Il en ressort que, au cours des trois dernières années, seule une minorité des entreprises (22%) ont continué à employer un ou plusieurs collaborateurs lorsque ces derniers ne pouvaient plus, à la suite d’un accident ou d’une maladie, travailler au même taux d’occupation ou dans le même domaine qu’auparavant. La part des entreprises qui ont indiqué avoir engagé au cours des trois dernières années une personne atteinte dans sa santé ou touchant une rente est encore plus petite (8 %). Ces valeurs sont restées relativement stables ou ont légèrement diminué depuis les enquêtes de 2012 et de 2014.
Parmi les employeurs qui avaient maintenu en emploi ou engagé des personnes atteintes dans leur santé au cours des trois dernières années, seuls 26 % ont toujours ou parfois sollicité un soutien externe (c’est-à-dire externe à l’entreprise) pour ces processus. Lorsque du soutien a été sollicité, cela s’est fait principalement par l’office AI compétent (dans 54 % des cas) ou par l’assurance d’indemnités journalières en cas de maladie (40 %).

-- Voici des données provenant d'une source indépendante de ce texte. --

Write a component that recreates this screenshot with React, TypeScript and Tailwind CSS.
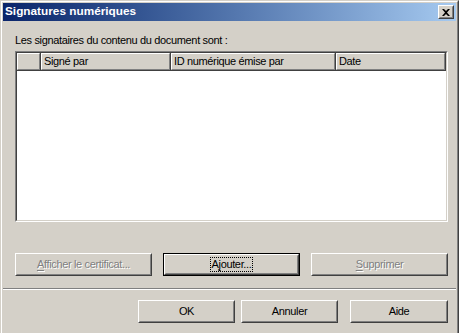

Bien que seule une minorité des entreprises ait continué à occuper ou ait embauché des personnes avec des atteintes à la santé, ce sont respectivement 71 % et 54 % des entreprises qui ont indiqué pouvoir envisager de continuer à employer des personnes atteintes dans leur santé ou à embaucher des personnes présentant ce type d’atteintes. À l’affirmation « En cas de maladie ou d’accident d’un collaborateur, les employeurs doivent participer activement, dans les limites du raisonnable, à la recherche d’une solution appropriée en vue du maintien en emploi », les personnes interrogées ont répondu que cela était (plutôt) vrai. Les raisons avancées par les entreprises de maintenir à leur poste des collaborateurs atteints dans leur santé sont avant tout le maintien des compétences spécialisées au sein de l’entreprise, mais aussi la responsabilité sociale et la relation personnelle avec la personne concernée (cf. graphique G3 : « Évaluation des motifs du maintien en emploi de collaborateurs atteints dans leur santé »).
Détecter le plus tôt possible un éventuel arrêt de travail pour raisons psychiques est l’un des aspects permettant d’éviter qu’une réadaptation professionnelle ne devienne nécessaire ou permettant de mettre en place suffisamment tôt des mesures de réadaptation adéquates. 61 % des employeurs ont déclaré s’estimer très bien (12 %) ou plutôt bien (49 %) en mesure de détecter des signes précurseurs, contre 26 % se jugeant plutôt assez mal (23 %) voire pas du tout (3 %) en mesure de les repérer. Les entreprises qui se jugent plutôt assez mal, voire pas du tout en mesure de repérer ces signes précurseurs, voient surtout la formation, les conseils personnels, les brochures et les sites Internet (à chaque fois 30 – 26 % citation/accord) comme des offres de soutien qui leur seraient potentiellement utiles pour mieux détecter de tels signes à l’avenir.
Il sera intéressant de voir si l’entrée en vigueur du Développement continu de l’AI aura des effets sur les questions examinées dans le cadre de ces enquêtes, et si oui lesquels, et comment ceux-ci apparaîtront dans l’enquête menée auprès des employeurs en 2025.